(The following was a post written several days ago in the span of a few minutes – by someone who was literally in an abandoned shack, on only his mobile phone. Initially saved as a draft, and subsequently neglected over time, consider this one part of our “B-Sides and Rarities” collection.)
Allow me to first make a confession *cough* excuse about my first entry for hoopsididitagain. I am currently writing in a tiny shack with no electricity and no Internet connection. This article is unequivocally, indubitably, unforgivingly, consequently, straight out of that thing sloshing around in my skull as opposed to the vast knowledge of the Interweb. And if you’re a perceptive person, I have, according to the little blue – make that gray, fuck now it’s white – battery on my computer screen, about 27 minutes to punch out the most incredible piece of wanna-be “journalism” in the history of the next 27 minutes.
I love the Memphis Grizzlies. No longer the punchline of the NBA playoffs (zero wins in twelve tries), the 2010-11 group finally cleared a hurdle on April 17th, beating the San Antonio Spurs in Game 1 of their opening round playoff series. An eight seed beating a one, while rare, is not impossible, or even improbable due to the fact that many thought the fading Spurs were in a position to be toppled by the upstart Grizzlies. It is the current 2-1 lead against the Oklahoma City Thunder, however, that have me believing Memphis may have figured out “The Secret.”

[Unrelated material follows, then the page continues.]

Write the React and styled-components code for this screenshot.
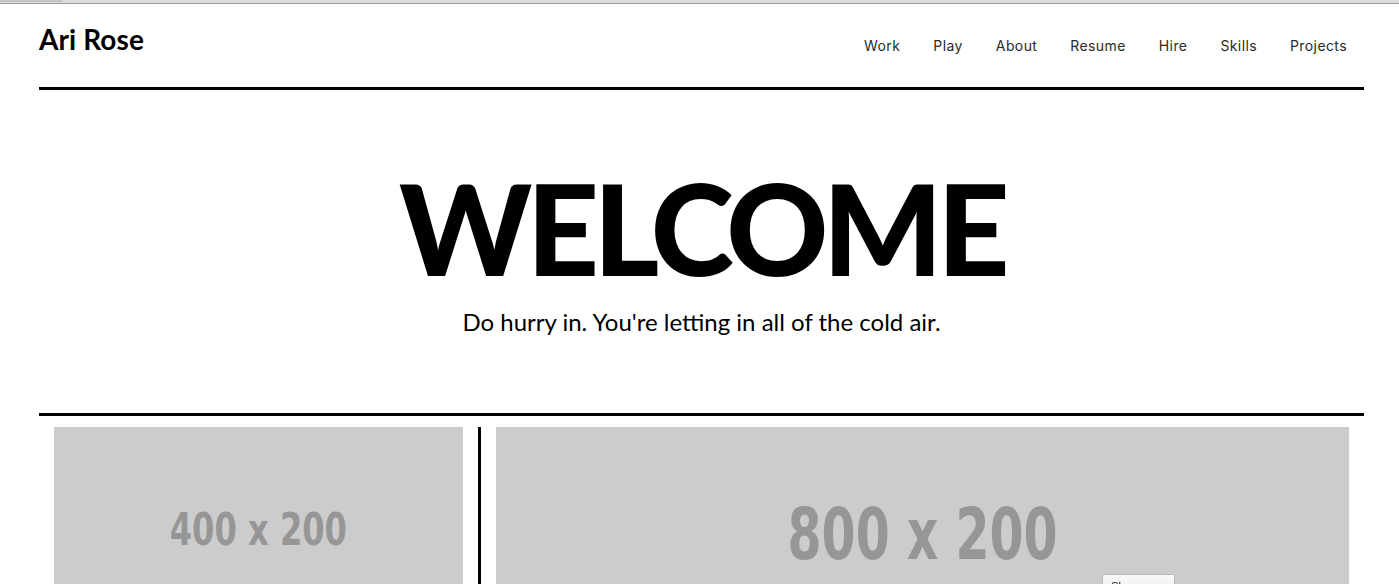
import React from "react";
import styled, { createGlobalStyle } from "styled-components";

const GlobalStyle = createGlobalStyle`
  html, body { margin: 0; padding: 0; background: #fff; }
  body { font-family: "Lato", "Open Sans", sans-serif; color: #000; overflow: hidden; }
`;

const ChromeStrip = styled.div`
  height: 3px;
  background: #dcdcdc;
  border-bottom: 1px solid #9c9c9c;
  display: flex;
`;

const ChromeTab = styled.div`
  width: 62px;
  height: 2px;
  background: #c4c4c4;
`;

const Page = styled.div`
  padding: 0 35px 0 39px;
`;

const Header = styled.header`
  display: flex;
  justify-content: space-between;
  align-items: flex-start;
  height: 83px;
`;

const Brand = styled.a`
  font-family: "Lato", sans-serif;
  font-weight: 700;
  font-size: 28px;
  line-height: 1;
  color: #000;
  text-decoration: none;
  margin-top: 21px;
  letter-spacing: 0.1px;
`;

const Nav = styled.nav`
  display: flex;
  margin-top: 35px;
  margin-right: 0.5px;
`;

const NavLink = styled.a`
  font-family: "Inter", sans-serif;
  font-size: 14px;
  line-height: 1;
  color: #2a2a2a;
  text-decoration: none;
  letter-spacing: 0.4px;
  padding: 0 16.5px;
`;

const Rule = styled.hr`
  margin: 0;
  border: none;
  height: 3px;
  background: #000;
`;

const Hero = styled.section`
  text-align: center;
  padding: 75px 0 79px;
`;

const Title = styled.h1`
  margin: 0;
  font-family: "Lato", sans-serif;
  font-weight: 900;
  font-size: 126px;
  line-height: 1;
  letter-spacing: -5.6px;
`;

const Lead = styled.p`
  margin: 19px 0 0;
  font-family: "Lato", sans-serif;
  font-size: 24px;
  line-height: 1;
`;

const Row = styled.div`
  display: grid;
  grid-template-columns: 1fr 2fr;
  margin-top: 11px;
`;

const Col = styled.div`
  padding: 0 15px;
  border-right: ${(p) => (p.$divider ? "3px solid #000" : "none")};
`;

const Placeholder = styled.div`
  background: #cccccc;
  color: #969696;
  aspect-ratio: ${(p) => p.$ratio};
  display: flex;
  align-items: center;
  justify-content: center;
  font-family: "DejaVu Sans", sans-serif;
  font-weight: 700;
  font-size: ${(p) => p.$size}px;
`;

const Label = styled.span`
  display: inline-block;
  transform: scaleX(${(p) => p.$scale});
  white-space: nowrap;
`;

const ShowApps = styled.button`
  position: fixed;
  left: 1102px;
  top: 574px;
  width: 73px;
  height: 22px;
  padding: 2px 0 0;
  font-family: "Liberation Sans", sans-serif;
  font-size: 11px;
  color: #000;
  background: linear-gradient(#fafafa, #e8e8e8);
  border: 1px solid #b8b8b8;
  border-radius: 2px;
  text-align: center;
  vertical-align: top;
  line-height: 1;
`;

const links = ["Work", "Play", "About", "Resume", "Hire", "Skills", "Projects"];

export default function App() {
  return (
    <>
      <GlobalStyle />
      <ChromeStrip>
        <ChromeTab />
      </ChromeStrip>
      <Page>
        <Header>
          <Brand href="#">Ari Rose</Brand>
          <Nav>
            {links.map((l) => (
              <NavLink key={l} href="#">
                {l}
              </NavLink>
            ))}
          </Nav>
        </Header>
        <Rule />
        <Hero>
          <Title>WELCOME</Title>
          <Lead>Do hurry in. You're letting in all of the cold air.</Lead>
        </Hero>
        <Rule />
        <Row>
          <Col $divider>
            <Placeholder $ratio="2 / 1" $size={44}>
              <Label $scale={0.73}>400 x 200</Label>
            </Placeholder>
          </Col>
          <Col>
            <Placeholder $ratio="4 / 1" $size={72}>
              <Label $scale={0.68}>800 x 200</Label>
            </Placeholder>
          </Col>
        </Row>
      </Page>
      <ShowApps>Show apps</ShowApps>
    </>
  );
}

Outside of the Grizz, this season’s playoffs already feature enough intriguing storylines to make any sports journalist cream his pants. You have an MVP point guard on a mediocre Bulls team willing them to victory after victory. Then there’s the bafflingly not-former-MVP Chris Paul trying, and failing, to accomplish the same thing with the Hornets. Inconsistent play plagued him all season, why expect any different now? They still took two of six from the Lakers who should have overwhelmed them from the opening tip, but now L.A. has subsequently been obliterated in four games by the Dallas Mavericks. It would have been fun being in the locker room after games 3 and 4 while Phil Jackson was explaining to the two time defending champs they keep getting outplayed by this guy:
A more recent photo:
These stories are only the tip of the penis when it comes to this year’s playoffs. You have the underwhelming Knicks and Magic, New “Big Three” versus (literally) “Old” Big Three, and the youthful Thunder trying to prove they are legit contenders, which brings us back to the Memphis Grizzlies.
According to Isiah Thomas via the Sports Guy Bill Simmons, The Secret is the key to winning championships. The San Antonio Spurs had it, the L.A. Lakers had it, the Boston Celtics certainly had it, and even his Detroit Pistons had it. The Secret emphasizes a unit who doesn’t look at stats, cedes playing time to better players, and has stricken the words “me” and “I” from their lexicon. No playoff team exemplifies this theory – one inexplicably ignored by the ex-player, ex-GM, ex-NBA coach who coined it – better than the current Memphis squad.
How can a team featuring Zach Randolph, once called Stat-Bo in reference to his nickname Z-Bo, be considered a qualifier for this year’s Secret? A lot has to do with Randolph finally growing up. Getting involved in the Memphis community and realizing he was on a path to become the first player to ever play for all 30 teams lent to creating a Z-Bo that passed out of double teams instead of forcing shots, became a more willing passer all around, and refined his defensive game.
But being the stand-out Grizzly on the stat sheets is about as close to bringing Memphis a championship as the paper cut you get from holding a stat sheet. (Paper went out with powdered wigs.) This team features an improved Marc “not a Pau-ssy” Gasol, gifted Mike Conley, O.J. Mayo, defensive specialist Shane Battier, and playmakers Sam Young, Tony Allen, Darrell Arthur, and Hamed Haddadi.
“Who?” you say. The last four are The Secret. All split minutes, all know their role, all have one word scrolling on the ticker in their heads, winning. Charlie Sheen has infected the 2010-2011 Memphis Grizzlies.
Not a super team (If you consider a “team” three or less), not a group of old guys featuring Rajon Rondo playing with the only arm that is not fucking destroyed. They weren’t in the desperate position to follow the philosophy of the Cobra Kai dojo.
Elbow to the ribcage is sweep the leg, update 1.1.2.
Most of all they certainly aren’t a team that reads articles about how fucking awesome they are for playing as team. No, these guys just spend their time coming back from 21 down against an opponent they make look lost on the hardwood sometimes and are quietly zipping the lips of those who say an 8 seed isn’t good enough to make the finals.